__Recorded information__
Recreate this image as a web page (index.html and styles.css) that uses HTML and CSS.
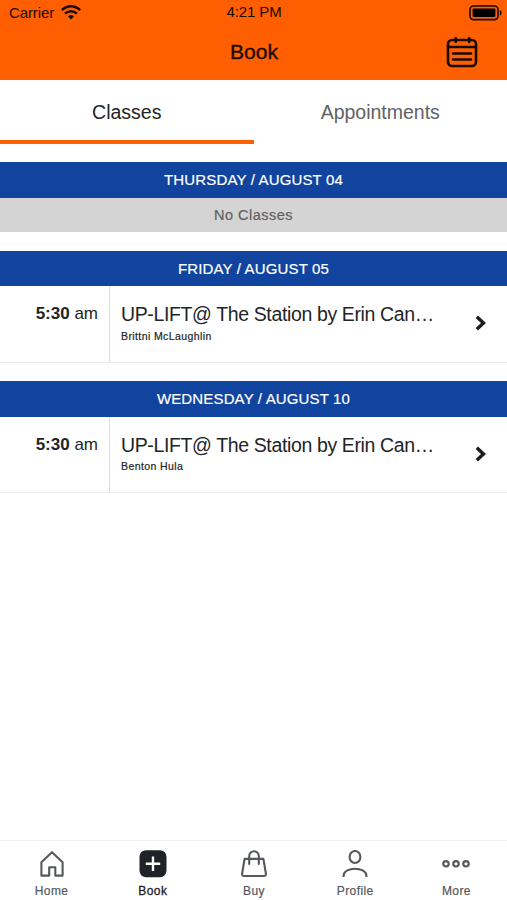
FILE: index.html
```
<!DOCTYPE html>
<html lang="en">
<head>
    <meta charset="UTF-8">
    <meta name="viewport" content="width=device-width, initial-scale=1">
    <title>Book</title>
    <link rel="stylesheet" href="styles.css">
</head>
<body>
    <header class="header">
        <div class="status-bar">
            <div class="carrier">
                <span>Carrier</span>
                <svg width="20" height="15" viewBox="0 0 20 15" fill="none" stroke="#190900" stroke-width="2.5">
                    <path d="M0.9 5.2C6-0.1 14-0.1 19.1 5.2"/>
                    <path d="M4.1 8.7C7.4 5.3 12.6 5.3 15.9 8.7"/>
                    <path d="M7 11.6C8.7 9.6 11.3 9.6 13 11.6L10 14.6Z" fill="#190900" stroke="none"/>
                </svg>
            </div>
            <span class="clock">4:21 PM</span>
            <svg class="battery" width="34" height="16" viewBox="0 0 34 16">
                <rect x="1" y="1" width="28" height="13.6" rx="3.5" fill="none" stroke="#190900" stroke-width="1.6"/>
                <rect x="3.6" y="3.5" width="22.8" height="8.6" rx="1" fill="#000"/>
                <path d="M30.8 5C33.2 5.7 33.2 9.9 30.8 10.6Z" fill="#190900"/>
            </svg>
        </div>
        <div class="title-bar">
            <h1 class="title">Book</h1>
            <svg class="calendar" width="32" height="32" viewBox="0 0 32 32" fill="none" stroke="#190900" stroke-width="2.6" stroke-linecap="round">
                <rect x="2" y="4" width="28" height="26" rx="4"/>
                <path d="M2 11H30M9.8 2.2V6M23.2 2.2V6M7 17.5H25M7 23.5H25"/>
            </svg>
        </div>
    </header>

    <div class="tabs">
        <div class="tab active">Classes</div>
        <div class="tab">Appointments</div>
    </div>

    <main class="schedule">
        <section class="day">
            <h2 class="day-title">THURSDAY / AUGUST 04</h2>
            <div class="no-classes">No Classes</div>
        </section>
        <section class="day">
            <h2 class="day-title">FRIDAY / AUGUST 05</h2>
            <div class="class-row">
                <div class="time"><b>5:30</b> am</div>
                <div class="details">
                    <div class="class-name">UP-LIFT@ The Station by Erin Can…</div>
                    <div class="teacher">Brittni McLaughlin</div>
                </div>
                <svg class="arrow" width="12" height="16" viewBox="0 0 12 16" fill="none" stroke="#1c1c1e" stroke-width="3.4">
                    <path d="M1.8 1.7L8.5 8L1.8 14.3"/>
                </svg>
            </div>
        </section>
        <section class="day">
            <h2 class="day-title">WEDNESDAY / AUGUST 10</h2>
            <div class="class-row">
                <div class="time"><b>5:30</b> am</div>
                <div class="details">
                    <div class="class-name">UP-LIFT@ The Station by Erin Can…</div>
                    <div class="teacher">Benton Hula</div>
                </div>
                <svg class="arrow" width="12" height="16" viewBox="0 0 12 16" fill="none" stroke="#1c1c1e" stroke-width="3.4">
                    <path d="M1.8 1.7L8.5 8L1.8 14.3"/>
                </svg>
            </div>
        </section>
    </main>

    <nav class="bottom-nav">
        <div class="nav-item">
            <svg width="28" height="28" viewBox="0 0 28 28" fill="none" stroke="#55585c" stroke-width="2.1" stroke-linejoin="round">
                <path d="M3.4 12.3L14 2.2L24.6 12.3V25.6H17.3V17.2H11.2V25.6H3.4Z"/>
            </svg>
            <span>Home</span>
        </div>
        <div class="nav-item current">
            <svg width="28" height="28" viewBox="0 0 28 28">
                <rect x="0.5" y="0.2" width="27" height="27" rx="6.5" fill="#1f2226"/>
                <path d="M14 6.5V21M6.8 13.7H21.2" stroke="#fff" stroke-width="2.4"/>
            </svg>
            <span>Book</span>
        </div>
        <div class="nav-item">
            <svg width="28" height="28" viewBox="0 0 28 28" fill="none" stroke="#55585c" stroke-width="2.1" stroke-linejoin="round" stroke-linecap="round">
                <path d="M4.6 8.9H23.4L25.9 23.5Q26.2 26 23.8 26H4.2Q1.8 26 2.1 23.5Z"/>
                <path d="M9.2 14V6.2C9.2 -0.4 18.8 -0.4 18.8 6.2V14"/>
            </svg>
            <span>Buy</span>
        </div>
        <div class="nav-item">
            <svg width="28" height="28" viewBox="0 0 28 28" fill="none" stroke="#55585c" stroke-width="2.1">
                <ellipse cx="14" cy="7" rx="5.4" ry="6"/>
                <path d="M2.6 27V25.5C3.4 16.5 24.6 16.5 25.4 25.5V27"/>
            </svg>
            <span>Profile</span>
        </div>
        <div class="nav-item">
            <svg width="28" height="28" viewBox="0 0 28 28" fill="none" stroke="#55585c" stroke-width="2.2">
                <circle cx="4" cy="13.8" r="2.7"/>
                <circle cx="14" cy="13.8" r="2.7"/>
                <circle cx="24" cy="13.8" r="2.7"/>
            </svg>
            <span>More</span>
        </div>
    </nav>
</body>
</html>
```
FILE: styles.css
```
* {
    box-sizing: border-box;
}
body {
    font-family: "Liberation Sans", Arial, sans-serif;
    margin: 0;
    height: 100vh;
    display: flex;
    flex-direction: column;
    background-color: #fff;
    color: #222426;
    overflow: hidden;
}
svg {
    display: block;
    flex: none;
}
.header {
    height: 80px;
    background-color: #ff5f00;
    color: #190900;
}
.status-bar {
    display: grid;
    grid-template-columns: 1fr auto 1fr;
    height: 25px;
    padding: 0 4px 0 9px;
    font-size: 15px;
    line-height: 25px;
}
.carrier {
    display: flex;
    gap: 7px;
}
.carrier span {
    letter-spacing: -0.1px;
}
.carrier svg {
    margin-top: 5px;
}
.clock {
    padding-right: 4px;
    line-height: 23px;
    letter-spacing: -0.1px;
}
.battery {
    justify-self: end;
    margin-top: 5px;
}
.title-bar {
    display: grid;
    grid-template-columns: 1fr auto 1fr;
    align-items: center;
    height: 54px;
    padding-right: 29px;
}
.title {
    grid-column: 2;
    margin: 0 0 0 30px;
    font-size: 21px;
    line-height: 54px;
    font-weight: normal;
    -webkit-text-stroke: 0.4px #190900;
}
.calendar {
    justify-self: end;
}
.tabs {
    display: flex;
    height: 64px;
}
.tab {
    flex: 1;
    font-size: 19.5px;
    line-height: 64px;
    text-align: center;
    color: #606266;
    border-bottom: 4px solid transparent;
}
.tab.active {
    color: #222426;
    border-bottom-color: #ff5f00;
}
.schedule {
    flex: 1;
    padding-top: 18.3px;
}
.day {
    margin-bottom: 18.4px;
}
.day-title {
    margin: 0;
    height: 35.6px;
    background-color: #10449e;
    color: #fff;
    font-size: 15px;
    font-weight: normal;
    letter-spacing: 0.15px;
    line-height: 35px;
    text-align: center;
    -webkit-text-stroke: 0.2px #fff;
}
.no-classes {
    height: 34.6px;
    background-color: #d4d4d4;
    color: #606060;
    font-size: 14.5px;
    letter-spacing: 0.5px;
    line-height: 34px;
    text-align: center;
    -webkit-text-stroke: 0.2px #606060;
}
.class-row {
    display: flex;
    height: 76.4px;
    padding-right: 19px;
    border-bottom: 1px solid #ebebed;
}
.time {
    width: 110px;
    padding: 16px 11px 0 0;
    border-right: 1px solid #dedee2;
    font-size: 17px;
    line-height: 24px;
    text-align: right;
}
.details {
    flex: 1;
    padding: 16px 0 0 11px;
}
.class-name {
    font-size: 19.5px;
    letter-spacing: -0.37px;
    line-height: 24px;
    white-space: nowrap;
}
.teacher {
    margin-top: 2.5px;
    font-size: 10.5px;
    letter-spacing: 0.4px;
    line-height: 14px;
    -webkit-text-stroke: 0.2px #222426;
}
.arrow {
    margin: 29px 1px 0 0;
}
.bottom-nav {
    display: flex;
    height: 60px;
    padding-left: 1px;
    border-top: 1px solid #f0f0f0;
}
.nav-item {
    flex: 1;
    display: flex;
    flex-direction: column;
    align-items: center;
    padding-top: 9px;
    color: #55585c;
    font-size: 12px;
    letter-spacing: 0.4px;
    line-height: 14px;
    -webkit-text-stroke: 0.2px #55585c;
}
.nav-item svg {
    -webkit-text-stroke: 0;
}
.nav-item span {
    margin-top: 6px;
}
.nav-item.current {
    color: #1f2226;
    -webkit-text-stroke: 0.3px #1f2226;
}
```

---

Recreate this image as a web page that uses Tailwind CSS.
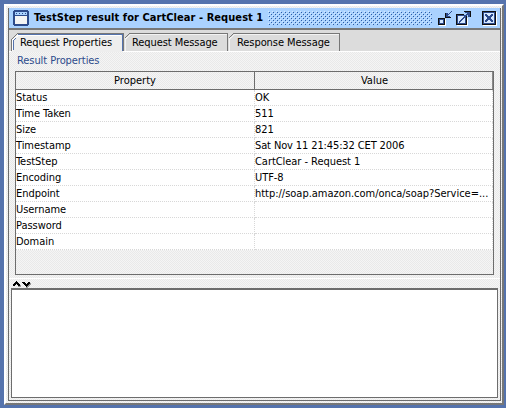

__What is asked__
Isolate the lines above that contain the word "html" and copy them.

__Task output__
Recreate this image as a web page (index.html and styles.css) that uses HTML and CSS.
FILE: index.html
<!DOCTYPE html>
<html lang="en">
</html>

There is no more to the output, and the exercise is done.